All comes down to using fetchAll() method - the script was fetching all orders in a specified time range from a database. What fetchAll() does is returns an array with all results matching the query, but this requires quite some memory if amount of results is in thousands. Later the script was doing some calculations and creating a second results array now with processed data. At the end of the main loop memory usage was row count * size per row * 2, a very big number.
It’s very rarely beneficial to do it like this - most of the time data can be processed per row, removing the need to store everything in memory. Sometimes SQL queries won’t allow it, but even those can be changed to make it possible to abandon pre-computation and work with data as streams. Once you have a data stream, you can start working with it using pipelines.
Functional languages

Before looking at PHP solutions for this problem, let’s analyse how it can be done in a functional language. Image a function returning all Fibonacci numbers, here is an implementation in Haskell (from Haskell documentation):
magic :: Int -> Int -> [Int]
magic 0 _ = []
magic m n = m: (magic n (m+n))
By calling it with magic 1 1 it will return a list [1,1,2,3,5,8,…]. But the important part is that this list or the return value is infinite. There is no boundary like “return 100 numbers”, it will actually return all possible numbers. You might say that’s impossible and you are kind-of right, especially if you haven’t worked with similar functional languages before.
Because Haskell uses lazy evaluation (with strict being an option), calling this method doesn’t actually compute anything. Instead it creates a generator-like resource from which you can read as many numbers as you want, and as long as you are reading them it’s computing next one. So with a function like:
getIt :: [Int] -> Int -> Int
getIt [] _ = 0
getIt (x:xs) 1 = x
getIt (x:xs) n = getIt xs (n-1)
We can get Xth number of Fibonacci - call it like getIt (magic 1 1) 5 and output should be 5, because the 5th number of the sequence is 5. Important part here is that even though I’m passing a result of function magic to the getIt function, as mentioned above, magic doesn’t need to compute anything to return. getIt reads 5 numbers from that infinite list and terminates returning the last number.
PHP way
Sadly, you can’t really do anything like that easily in PHP, because it doesn’t support lazy evaluation or generators. However it’s possible to improvise and have a working solution. And the solution is… Iterators. One of the most underused functionality in PHP.
Any class which extends an Iterator can be used in foreach as a data source. Let me give you a short example of an iterator generating all numbers from 0 to infinity:

<?php
class Numbers implements Iterator
{
private $position = 0;
function rewind() {
$this->position = 0;
}
function current() {
return $this->position;
}
function key() {
return $this->position;
}
function next() {
++$this->position;
}
function valid() {
return true;
}
}
$n = new Numbers;
foreach($n as $value) {
print $value . PHP_EOL;
}
Running this script will yield a never-ending list of numbers. But you can only do 10 iterations and get 10th number all without ever needing to store whole sequence in memory. Of course this is going to be slower than just calculating 10, but using similar approach you can process data one atomic unit per cycle without ever storing it in memory.
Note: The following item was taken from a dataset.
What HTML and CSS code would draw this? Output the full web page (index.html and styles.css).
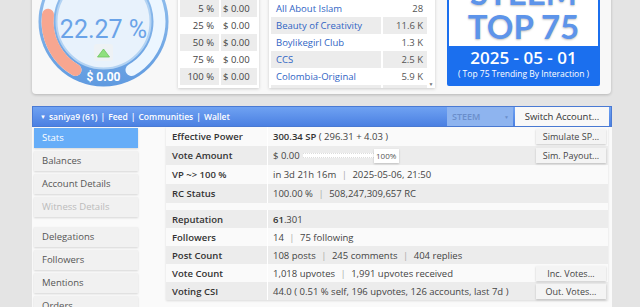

If you need to render data in a view again remember the memory - do not compute the result in a model (or god forbid controller) and then pass it to a view. Creating an iterator in model and return it for consumption in a view. For view it is the same thing - array and iterator are both iteratable, but you are saving a lot of otherwise wasted memory.
Database side
Aggregation should always happen in database side, when possible. So if you need a total of all items sold for each order - calculate that using a SUM() function rather than doing it when iterating over results. Because to do it you need to look back or forward in results set, and that breaks lazy evaluation immediately.
First of all, fetch data with a normal fetch() method in a while loop, rather that iterating over fetchAll() result. Nothing will break, hopefully, but instead of building array of all results and then processing them, the script will process each row and release it from memory. MySQL returns a cursor to results’ set and PHP driver will use that to get each row after row.
You might wonder how to render pages like a list of orders with items. It’s quite easy, just join orders’ and items’ tables and order results by order id. The data you will be getting back will look something like this
Order ID Item ID Item name
1 156 Milk
1 897 Bread
2 156 Milk
To render this just iterate over results and as soon as order id changes from previous one, start a new HTML table for an order. Using this approach you can render whole history of all orders with information about items too without ever using more memory that one row size. The only limiting factor is then response HTML size.
Conclusion
Obviously PHP wasn’t really created for anything like this, but situations when you need to make it work happen. Make sure you are not building up any data or fetching it eagerly and release resources as soon as you are done. This solved all the problems for me and all of the sudden same script was processing all the data without any memory leaks.